Agreed, Sage.  If I'm running my butt of behind the bar I'm also going to split the tips.  People tip mostly for the preparation of the drink, so when I'm standing behind the espresso machine, that tip is meant for me, rather than the person running the cash register.  Since we all volley between stations we all earn our fair share of the tips.  We see them as a thank you for excellent drink preparation, not a means of paying lower wages -- I still pay accordingly for the work I expect my staff to do.  I don't pay myself hourly.... If we're not busy I'm not making money, whereas my staff still makes an hourly if they're busy or not.

Lisa-

If I took an hourly wage, I might actually make a nice paycheck.  However, as the company is a corporation and I am an employee, I am paid a salary.  More than Steve Jobs official salary but less than the average hourly barista working for me.

 

When working the bar with my baristas, I do not share any tips that may be given by a guest.  However, if I work the bar alone (once in 2010) then I keep any tips given.

 

However, you should check with your local and state labor regulations.  In some jurisdictions, supervisory and management positions are forbidden from sharing in staff tips.

 

That said, our company stays out of whatever tips may or may not be given to staff.  Our baristas are paid an hourly wage above the State and Federal mandated minimum for regular employees - meaning employees who do not rely on tips to boost their wages (like restaurant servers).  Tip collection, distribution and reporting to the IRS as earned income is left completely to their discretion.

Sage-

Not trying to offend, but doesn't that say something about your business model?

sage said:

  unfortunately, considering those that have worked with me/for me part time, the tips would be dismal if i wasn't there on the scene...don't mean for that to sound egotistical, but i have yet to see a solid personality that can make the customer feel welcome, and talk the coffee talk, and be quick & neat & efficient all at the same time.

Jay,

 

Thanks for the info. I'm not salary, I'm hourly based on tip income.  We've got an ownership change happening and the new owner will be working floor shifts. I think he intends to take minimum wage on the payroll plus half the employees tips.  Other than this not helping with labor costs, I was unsure what the etiquette is.  I'm going to touch base with the accountant as well. 

Jay Caragay said:

Lisa-

If I took an hourly wage, I might actually make a nice paycheck.  However, as the company is a corporation and I am an employee, I am paid a salary.  More than Steve Jobs official salary but less than the average hourly barista working for me.

 

When working the bar with my baristas, I do not share any tips that may be given by a guest.  However, if I work the bar alone (once in 2010) then I keep any tips given.

 

However, you should check with your local and state labor regulations.  In some jurisdictions, supervisory and management positions are forbidden from sharing in staff tips.

 

That said, our company stays out of whatever tips may or may not be given to staff.  Our baristas are paid an hourly wage above the State and Federal mandated minimum for regular employees - meaning employees who do not rely on tips to boost their wages (like restaurant servers).  Tip collection, distribution and reporting to the IRS as earned income is left completely to their discretion.

Lisa-

Woah, half the employee tips????   Regardless of legality, that just sounds outright wrong.  Maybe there's something to be said if he's one of two people working, but more than that and that just sounds "curious."

 

Outside from that, Starbucks not too long ago had to pay back tip wages and fines because their supervisory staff (not actual managers, but shift supervisors) had been sharing in the tip pool.  I believe this was in California where they have strict labor laws regarding.

 

You should probably be able to call you state's Department of Labor and see what the rules are in your area.

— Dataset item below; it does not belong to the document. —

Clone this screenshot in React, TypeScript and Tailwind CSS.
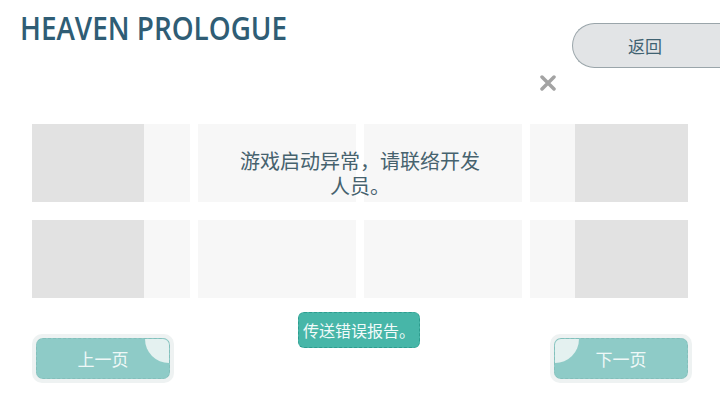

i consider it unethical to take employee tips. i work three shifts a week solo, and i take tips on those shifts. but if i'm helping out on any other shift, i do NOT take tips.
Typically it's two folks behind the bar, he'll be one of those during some shifts.

Jay Caragay said:

Lisa-

Woah, half the employee tips????   Regardless of legality, that just sounds outright wrong.  Maybe there's something to be said if he's one of two people working, but more than that and that just sounds "curious."

 

Outside from that, Starbucks not too long ago had to pay back tip wages and fines because their supervisory staff (not actual managers, but shift supervisors) had been sharing in the tip pool.  I believe this was in California where they have strict labor laws regarding.

 

You should probably be able to call you state's Department of Labor and see what the rules are in your area.

Good topic. At my cafe I don't find it reasonable for management or owners to take tips. I think that it negatively effects the moral of the employees. Management gets paid a higher hourly wage, therefore do not take tips. When they are working alone they get paid barista wage and take tips. 

 

As the owner I take a set salary and only collect tips when I am the only on one the floor. 

 

The way I see it is that the more money and tips the barista make the happier they will be. I can't afford to give raises right now so I would rather them make more money from tips. This improves the overall moral of the employees which in turn makes the customers happier. I, as the owner, benefit from the business growing. If I'm more concerned with make a few $20-$50 a shift and now the overall growth of the business I feel like my priorities are misaligned.